Refusing to issue licenses is a violation of state and federal law, but asking for an exemption from a state statute under the RFRA would be asking for something that state law itself 

does actually provide in Kentucky and 20 other states.

Ultimately, this whole affair brings up again the question of whether or not government has any place in marriage. There are certainly those in favor of limited government who do not believe anyone other than God or the two individuals involved is necessary to sanction such a union.

For those with a religious objection to homosexual behavior, there may never be any satisfaction but we can have a practical one.

This debate peaked with objections to redefining "marriage." In actuality, no redefinition is necessary: if the government removes the word “marriage” from licenses joining couples in what has been historically referred to as such, any couple, whether same or opposite sex, could be joined in a legal contract that could be designated as a civil union or domestic partnership, with all the rights and privileges traditionally associated with marriage.

"Marriage," or what we think of as  "holy matrimony,” could then be reserved only for religious ceremonies conducted by clergy. Only those who support the idea of same-sex marriage would officiate voluntarily and those who object would be under no obligation to do so.

All would have equal rights under the law without any need to redefine marriage. Everybody wins.

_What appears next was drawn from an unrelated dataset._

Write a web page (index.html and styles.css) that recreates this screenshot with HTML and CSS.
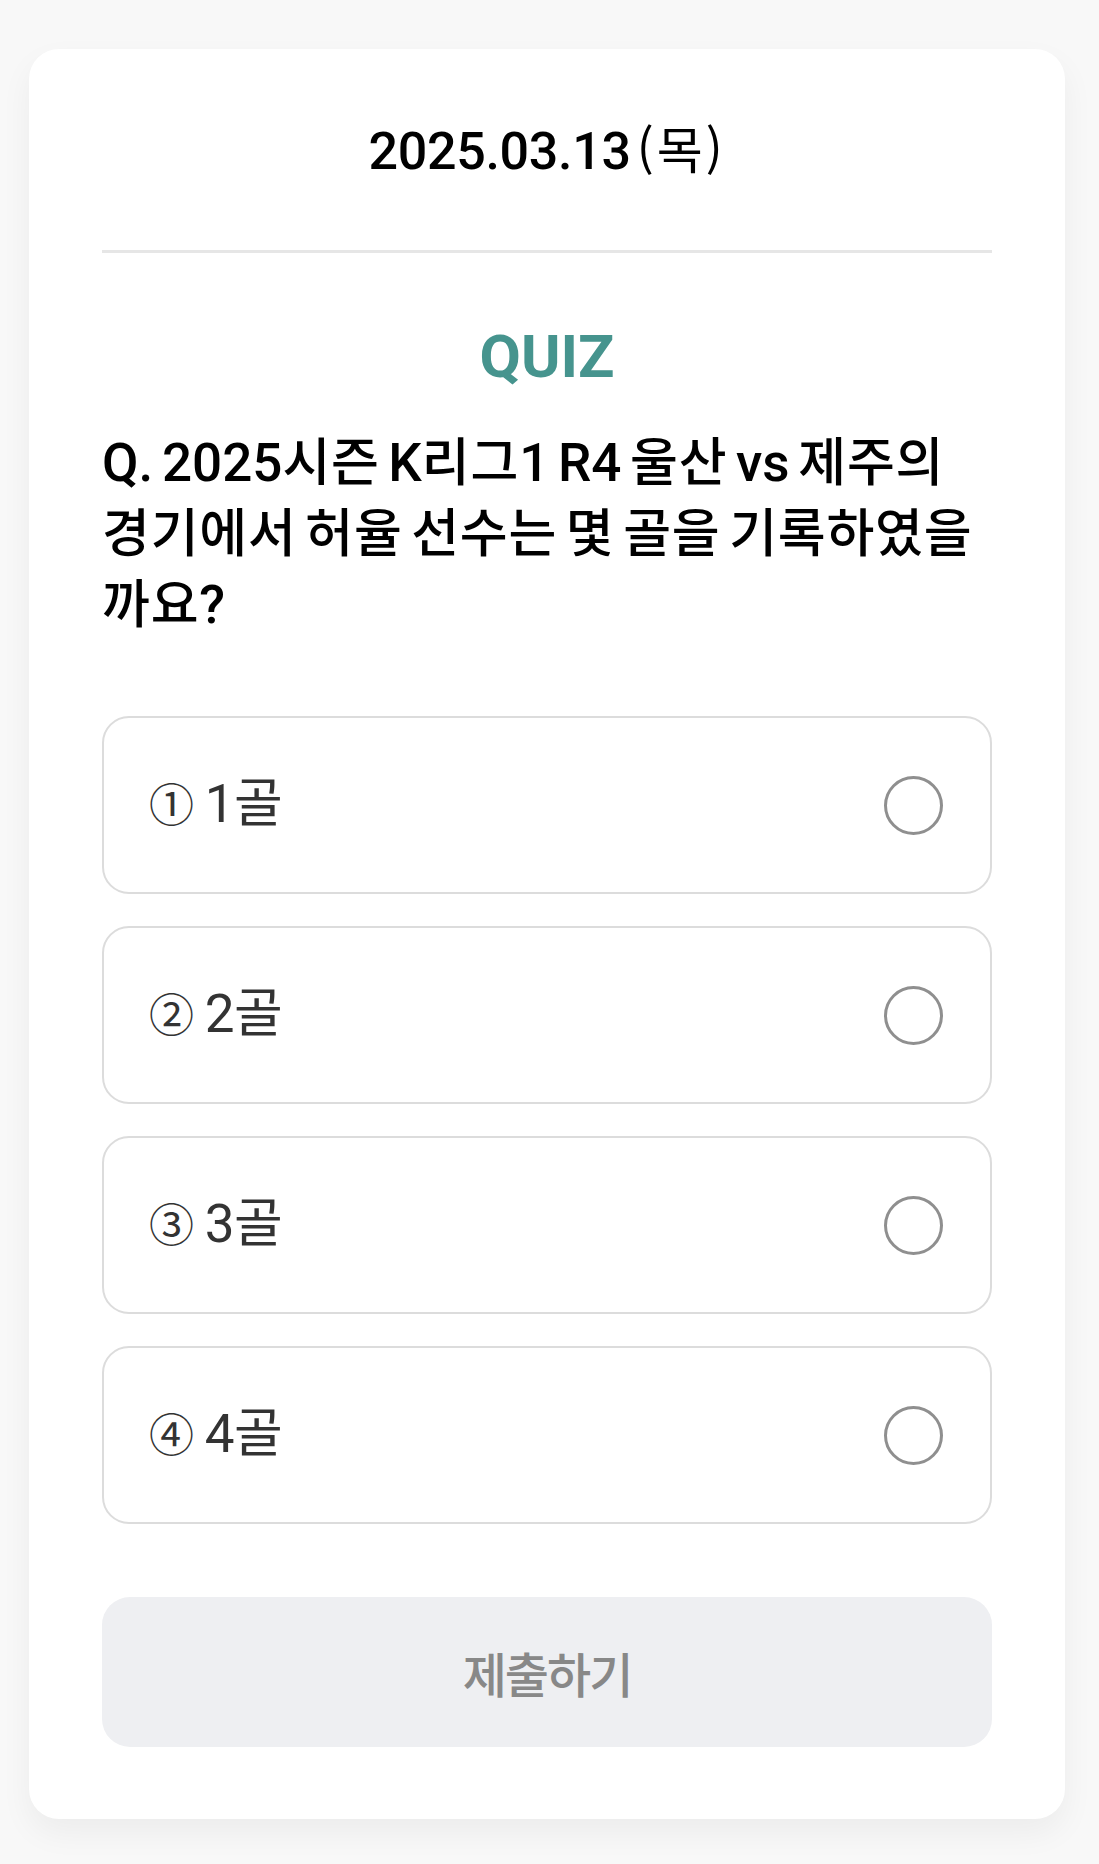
FILE: index.html
```html
<!DOCTYPE html>
<html lang="ko">
<head>
<meta charset="utf-8">
<title>QUIZ</title>
<link rel="stylesheet" href="styles.css">
</head>
<body>
<main class="card">
  <header class="date-bar">
    <span class="date">2025.03.13</span><span class="weekday">(목)</span>
  </header>
  <section class="quiz">
    <h2 class="quiz-label">QUIZ</h2>
    <p class="question">Q. 2025<span class="ko">시즌</span> K<span class="ko">리그</span>1 R4 <span class="ko">울산</span> vs <span class="ko">제주의</span><br><span class="ko">경기에서</span> <span class="ko">허율</span> <span class="ko">선수는</span> <span class="ko">몇</span> <span class="ko">골을</span> <span class="ko">기록하였을</span><br><span class="ko">까요</span>?</p>
    <ul class="options">
      <li class="option"><span class="option-text"><span class="num">①</span> 1골</span><span class="radio"></span></li>
      <li class="option"><span class="option-text"><span class="num">②</span> 2골</span><span class="radio"></span></li>
      <li class="option"><span class="option-text"><span class="num">③</span> 3골</span><span class="radio"></span></li>
      <li class="option"><span class="option-text"><span class="num">④</span> 4골</span><span class="radio"></span></li>
    </ul>
    <button class="submit" type="button">제출하기</button>
  </section>
</main>
</body>
</html>
```

FILE: styles.css
```css
* { box-sizing: border-box; }

html, body {
  margin: 0;
  background: #f8f8f8;
}

body {
  padding: 49px 34px 45px 29px;
  font-family: Roboto, "Noto Sans CJK KR", "Noto Sans", sans-serif;
  color: #000;
}

.card {
  background: #fff;
  border-radius: 30px;
  padding: 67px 73px 72px;
  box-shadow: 0 14px 32px rgba(0, 0, 0, 0.05);
}

.date-bar {
  display: flex;
  justify-content: center;
  align-items: baseline;
  height: 137px;
  border-bottom: 3px solid #e6e6e6;
  line-height: 62px;
}

.date {
  font-size: 52px;
  font-weight: 500;
  letter-spacing: -0.3px;
}

.weekday {
  font-size: 50px;
  font-weight: 400;
  font-family: "Noto Sans CJK KR", sans-serif;
  margin-left: 6px;
  letter-spacing: 3px;
}

.quiz {
  display: flex;
  flex-direction: column;
}

.quiz-label {
  margin: 69px 0 0;
  text-align: center;
  font-size: 60px;
  line-height: 70px;
  font-weight: 700;
  color: #46948e;
}

.question {
  margin: 36px 0 0;
  font-size: 53px;
  line-height: 71px;
  font-weight: 500;
  color: #000;
  white-space: nowrap;
  word-spacing: -4.5px;
}

.ko {
  font-size: 52px;
  letter-spacing: 0.8px;
}

.options {
  list-style: none;
  margin: 75px 0 0;
  padding: 0;
  display: flex;
  flex-direction: column;
  gap: 32px;
}

.option {
  height: 178px;
  border: 2px solid #dcdcdc;
  border-radius: 27px;
  display: flex;
  align-items: center;
  justify-content: space-between;
  padding: 0 47px 0 45px;
}

.option-text {
  font-size: 53px;
  line-height: 62px;
  font-weight: 400;
  color: #333;
  letter-spacing: -0.5px;
}

.num {
  font-size: 45px;
  letter-spacing: -2px;
}

.radio {
  width: 59px;
  height: 59px;
  border: 3px solid #8f8f8f;
  border-radius: 50%;
  flex: none;
}

.submit {
  margin-top: 73px;
  height: 150px;
  border: 0;
  border-radius: 28px;
  background: #eeeff2;
  color: #888;
  font-family: "Noto Sans CJK KR", Roboto, sans-serif;
  font-size: 48px;
  font-weight: 500;
  letter-spacing: -2px;
  width: 100%;
}
```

We have largely been embroiled in a misguided debate about religious freedom. In the private sector, it’s time to reconsider the benefit of trying to force people to behave the way we want instead of letting the situation play out, which doesn’t mean remaining silent, but it does mean leaving the government out of it.

The public sector, however, is a different animal. When the right and left have a potential to agree on "limited government," it's a beautiful thing.